[Problem requirements] Return the number of lines that contain the word "with", and return nothing else.

[Excerpted records]
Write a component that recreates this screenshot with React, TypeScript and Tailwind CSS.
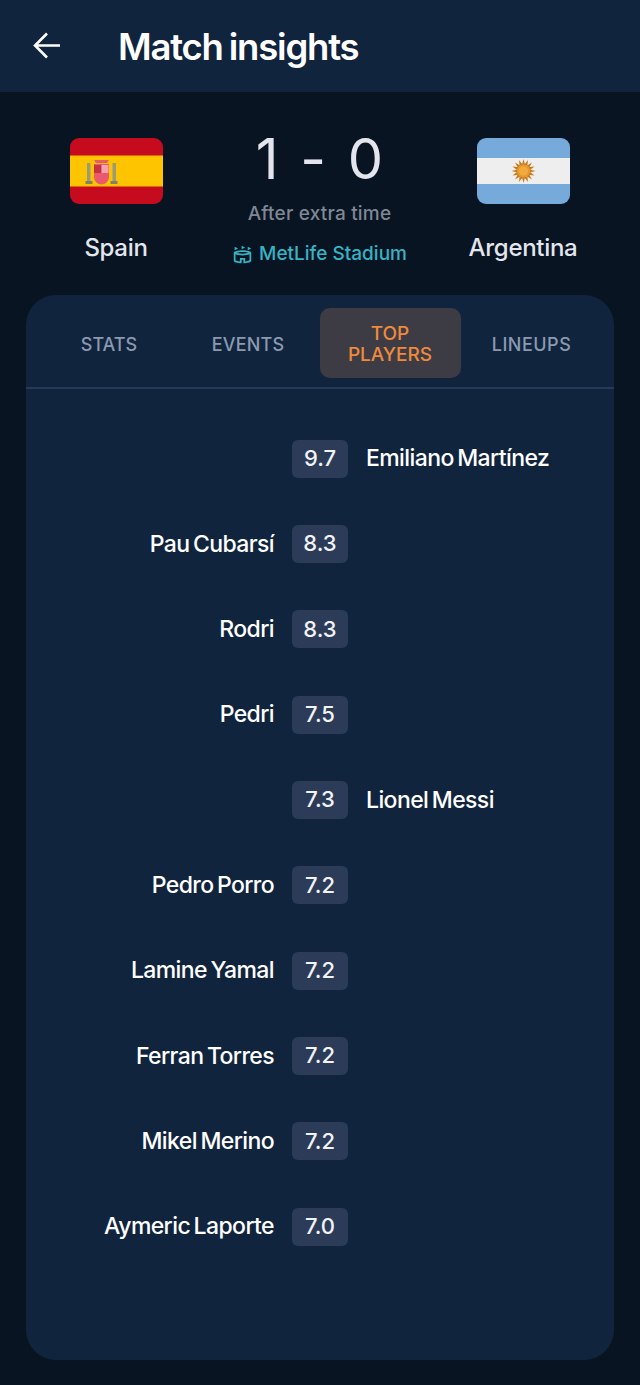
import React from "react";
import { MdOutlineStadium } from "react-icons/md";

type Player = { name: string; rating: string; side: "home" | "away" };

const players: Player[] = [
  { name: "Emiliano Martínez", rating: "9.7", side: "away" },
  { name: "Pau Cubarsí", rating: "8.3", side: "home" },
  { name: "Rodri", rating: "8.3", side: "home" },
  { name: "Pedri", rating: "7.5", side: "home" },
  { name: "Lionel Messi", rating: "7.3", side: "away" },
  { name: "Pedro Porro", rating: "7.2", side: "home" },
  { name: "Lamine Yamal", rating: "7.2", side: "home" },
  { name: "Ferran Torres", rating: "7.2", side: "home" },
  { name: "Mikel Merino", rating: "7.2", side: "home" },
  { name: "Aymeric Laporte", rating: "7.0", side: "home" },
];

const SpainFlag = () => (
  <svg viewBox="0 0 93 66" className="w-[93px] h-[66px] block">
    <rect width="93" height="66" rx="9" fill="#c60b1e" />
    <rect y="17.5" width="93" height="31" fill="#ffc400" />
    <rect x="17" y="25" width="3.5" height="18" fill="#9b9c74" />
    <rect x="42.5" y="25" width="3.5" height="18" fill="#9b9c74" />
    <rect x="15.5" y="43" width="7" height="3" fill="#7f8268" />
    <rect x="40.5" y="43" width="7" height="3" fill="#7f8268" />
    <path d="M24 22h15l-2 3h-11z" fill="#ea596e" />
    <path d="M24 26h15v13a7.5 7.5 0 0 1-15 0z" fill="#ea596e" />
    <rect x="24" y="27" width="7.5" height="8" fill="#c8313e" />
    <rect x="31.5" y="27" width="7" height="8" fill="#f4a2b0" />
  </svg>
);

const sunRays = Array.from({ length: 16 }, (_, i) => i * 22.5);

const ArgentinaFlag = () => (
  <svg viewBox="0 0 93 66" className="w-[93px] h-[66px] block">
    <rect width="93" height="66" rx="9" fill="#75aadb" />
    <rect y="20" width="93" height="26" fill="#eeeeee" />
    <g transform="translate(46.5 33)">
      {sunRays.map((deg) => (
        <path key={deg} d="M-1.6 -6L0 -12L1.6 -6z" fill="#c9791a" transform={`rotate(${deg})`} />
      ))}
      <circle r="6.5" fill="#e8982a" />
      <circle r="4.6" fill="#f2ab3f" />
    </g>
  </svg>
);

const tabs = ["STATS", "EVENTS", "TOP PLAYERS", "LINEUPS"];

export default function App() {
  return (
    <div className="w-[640px] h-[1385px] bg-[#081421] font-['Inter','Liberation_Sans',sans-serif] overflow-hidden">
      {/* Header */}
      <header className="h-[92px] bg-[#11243e] flex items-center pl-[33px]">
        <svg viewBox="0 0 27 27" className="w-[27px] h-[27px] -mt-[1px]" fill="none" stroke="#ffffff" strokeWidth="2.6">
          <path d="M27 13.5H2M14 1.5L2 13.5l12 12" />
        </svg>
        <h1 className="ml-[58px] text-[36.5px] leading-none font-semibold tracking-[-1.2px] [word-spacing:-2px] text-white mt-[2px]">
          Match insights
        </h1>
      </header>

      {/* Score */}
      <section className="h-[203px] flex pl-[21px] pr-[22px] pt-[46px]">
        <div className="w-[190px] flex flex-col items-center">
          <SpainFlag />
          <span className="mt-[29px] text-[24px] leading-[30px] font-medium tracking-[-0.3px] text-[#e4e6ee]">Spain</span>
        </div>
        <div className="flex-1 flex flex-col items-center -mt-[13px]">
          <div className="pl-[3px] text-[56px] leading-[68px] font-normal tracking-[3px] text-[#e4e4ee] whitespace-pre">1 - 0</div>
          <div className="mt-[9px] text-[19px] leading-[24px] font-medium tracking-[0.2px] text-[#7f8794]">After extra time</div>
          <div className="mt-[16px] flex items-center gap-[6px] text-[#36b3c4]">
            <MdOutlineStadium className="w-[21px] h-[21px]" />
            <span className="text-[19px] leading-[24px] font-medium">MetLife Stadium</span>
          </div>
        </div>
        <div className="w-[190px] flex flex-col items-center">
          <ArgentinaFlag />
          <span className="mt-[29px] text-[24px] leading-[30px] font-medium tracking-[-0.3px] text-[#e4e6ee]">Argentina</span>
        </div>
      </section>

      {/* Card */}
      <main className="mx-[26px] h-[1065px] rounded-[30px] bg-[#11243e]">
        <div className="h-[94px] border-b-2 border-[#25395a] flex items-start pt-[13px] pl-[16px] pr-[12px]">
          {tabs.map((tab, i) => (
            <div
              key={tab}
              className={
                i === 2
                  ? "w-[141px] h-[70px] rounded-[10px] bg-[#3d3c45] flex items-center justify-center text-center text-[19px] leading-[21px] font-medium text-[#ef8a3c]"
                  : i === 0
                    ? "w-[134px] h-[70px] flex items-center justify-center text-[18px] font-medium text-[#8a9ab0]"
                    : i === 1
                      ? "w-[144px] h-[70px] flex items-center justify-center text-[18px] font-medium tracking-[0.2px] text-[#8a9ab0]"
                      : "flex-1 h-[70px] flex items-center justify-center text-[18px] font-medium tracking-[0.5px] text-[#8a9ab0]"
              }
            >
              {tab === "TOP PLAYERS" ? (
                <span className="mt-[2px] -ml-[1px]">
                  TOP
                  <br />
                  PLAYERS
                </span>
              ) : (
                <span className="mt-[2px]">{tab}</span>
              )}
            </div>
          ))}
        </div>

        <div className="pt-[27px] flex flex-col">
          {players.map((p) => (
            <div key={p.name} className="h-[85.33px] grid grid-cols-[1fr_auto_1fr] gap-x-[18px] items-center">
              <span className="text-right text-[23px] font-medium tracking-[-0.6px] [word-spacing:-2px] text-white">
                {p.side === "home" ? p.name : ""}
              </span>
              <span className="h-[38px] w-[56px] rounded-[6px] bg-[#2c3c58] flex items-center justify-center text-[22px] font-medium text-[#f1f3f7]">
                {p.rating}
              </span>
              <span className="text-[23px] font-medium tracking-[-0.6px] [word-spacing:-2px] text-white">
                {p.side === "away" ? p.name : ""}
              </span>
            </div>
          ))}
        </div>
      </main>
    </div>
  );
}
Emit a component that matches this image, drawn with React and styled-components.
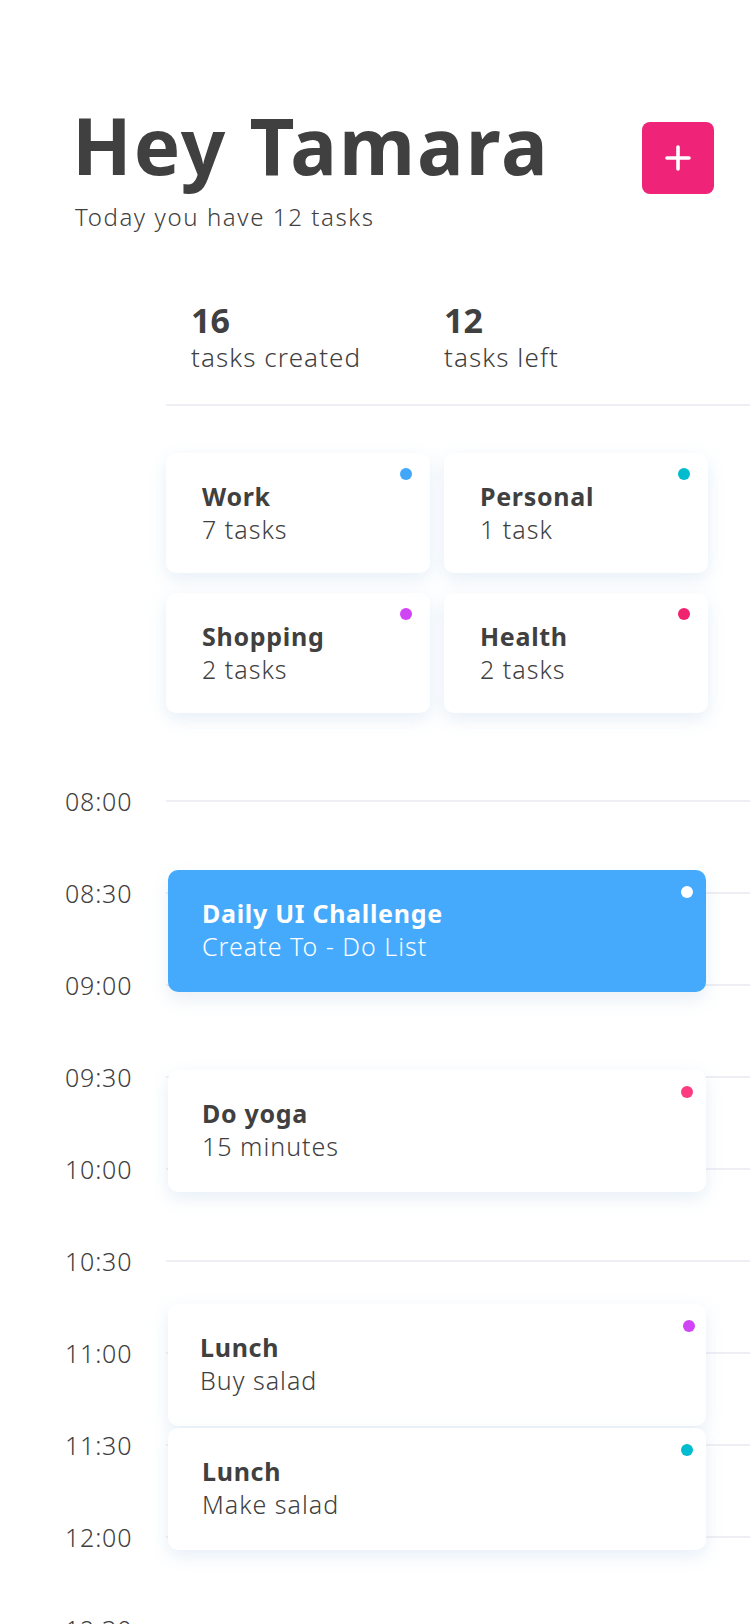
import React from 'react'
import styled, { createGlobalStyle } from 'styled-components'

const GlobalStyle = createGlobalStyle`
  body {
    margin: 0;
    background: #ffffff;
    font-family: "Noto Sans", "Open Sans", sans-serif;
    color: #404040;
  }
`

const Page = styled.div`
  width: 750px;
  overflow: hidden;
`

const Header = styled.header`
  display: flex;
  justify-content: space-between;
  align-items: flex-start;
  padding: 106px 36px 0 75px;
`

const Title = styled.h1`
  margin: 0 0 0 -3px;
  font-size: 78px;
  line-height: 78px;
  font-weight: 700;
  letter-spacing: 2px;
  color: #404040;
`

const Subtitle = styled.p`
  margin: 18px 0 0;
  font-size: 24px;
  line-height: 30px;
  font-weight: 300;
  letter-spacing: 1.6px;
`

const AddButton = styled.button`
  margin-top: 16px;
  width: 72px;
  height: 72px;
  border: none;
  border-radius: 8px;
  background: #ef2377;
  display: grid;
  place-items: center;
  padding: 0;
  cursor: pointer;
`

const Stats = styled.section`
  margin: 69px 0 0 166px;
  padding: 0 0 31px 25px;
  border-bottom: 2px solid #efeef4;
  display: grid;
  grid-template-columns: 253px 253px;
`

const StatNumber = styled.div`
  font-size: 34px;
  line-height: 38px;
  font-weight: 700;
`

const StatLabel = styled.div`
  margin-top: 2px;
  font-size: 26px;
  line-height: 32px;
  font-weight: 300;
  letter-spacing: 1.1px;
`

const Categories = styled.section`
  margin: 47px 0 0 166px;
  display: grid;
  grid-template-columns: 264px 264px;
  gap: 20px 14px;
`

const Card = styled.div`
  position: relative;
  box-sizing: border-box;
  height: ${({ $height }) => $height || 120}px;
  padding: 27px 20px 0 ${({ $inset }) => $inset || 34}px;
  border-radius: 10px;
  background: ${({ $fill }) => $fill || '#ffffff'};
  color: ${({ $fill }) => ($fill ? '#ffffff' : '#404040')};
  box-shadow: ${({ $fill }) =>
    $fill
      ? '0 8px 18px rgba(120, 160, 200, 0.16)'
      : '0 6px 18px rgba(130, 175, 215, 0.2)'};
`

const CardTitle = styled.div`
  font-size: 25px;
  line-height: 33px;
  font-weight: 700;
  letter-spacing: 0.7px;
`

const CardText = styled.div`
  font-size: 25px;
  line-height: 33px;
  font-weight: 300;
  letter-spacing: 1px;
`

const Dot = styled.span`
  position: absolute;
  top: ${({ $top }) => $top}px;
  right: ${({ $right }) => $right}px;
  width: 12px;
  height: 12px;
  border-radius: 50%;
  background: ${({ $color }) => $color};
`

const Timeline = styled.section`
  position: relative;
  margin-top: 42px;
`

const Row = styled.div`
  display: flex;
  align-items: center;
  height: 92px;
`

const Time = styled.div`
  flex: none;
  box-sizing: border-box;
  width: 166px;
  padding-left: 65px;
  font-size: 25px;
  line-height: 30px;
  font-weight: 300;
  letter-spacing: 0.8px;
`

const Rule = styled.div`
  flex: 1;
  height: 2px;
  background: #efeef4;
`

const Event = styled.div`
  position: absolute;
  left: 168px;
  width: 538px;
  top: ${({ $top }) => $top}px;
`

const categories = [
  { name: 'Work', count: '7 tasks', color: '#42a6fb' },
  { name: 'Personal', count: '1 task', color: '#00bccf' },
  { name: 'Shopping', count: '2 tasks', color: '#d144f5' },
  { name: 'Health', count: '2 tasks', color: '#ef2370' },
]

const times = ['08:00', '08:30', '09:00', '09:30', '10:00', '10:30', '11:00', '11:30', '12:00', '12:30']

const events = [
  { title: 'Daily UI Challenge', text: 'Create To - Do List', top: 115, color: '#ffffff', fill: '#45aafc' },
  { title: 'Do yoga', text: '15 minutes', top: 315, color: '#fd3b7f' },
  { title: 'Lunch', text: 'Buy salad', top: 549, color: '#d144f5', inset: 32, dotRight: 11 },
  { title: 'Lunch', text: 'Make salad', top: 673, color: '#00bccf' },
]

function PlusIcon() {
  return (
    <svg width="26" height="26" viewBox="0 0 26 26" fill="none">
      <path d="M13 2v22M2 13h22" stroke="#ffffff" strokeWidth="3.6" strokeLinecap="round" />
    </svg>
  )
}

export default function App() {
  return (
    <Page>
      <GlobalStyle />
      <Header>
        <div>
          <Title>Hey Tamara</Title>
          <Subtitle>Today you have 12 tasks</Subtitle>
        </div>
        <AddButton aria-label="Add task">
          <PlusIcon />
        </AddButton>
      </Header>

      <Stats>
        <div>
          <StatNumber>16</StatNumber>
          <StatLabel>tasks created</StatLabel>
        </div>
        <div>
          <StatNumber>12</StatNumber>
          <StatLabel>tasks left</StatLabel>
        </div>
      </Stats>

      <Categories>
        {categories.map((c) => (
          <Card key={c.name} $inset={36}>
            <Dot $color={c.color} $top={15} $right={18} />
            <CardTitle>{c.name}</CardTitle>
            <CardText>{c.count}</CardText>
          </Card>
        ))}
      </Categories>

      <Timeline>
        {times.map((t) => (
          <Row key={t}>
            <Time>{t}</Time>
            <Rule />
          </Row>
        ))}
        {events.map((e, i) => (
          <Event key={i} $top={e.top}>
            <Card $height={122} $fill={e.fill} $inset={e.inset}>
              <Dot $color={e.color} $top={16} $right={e.dotRight || 13} />
              <CardTitle>{e.title}</CardTitle>
              <CardText>{e.text}</CardText>
            </Card>
          </Event>
        ))}
      </Timeline>
    </Page>
  )
}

[Correct result] 2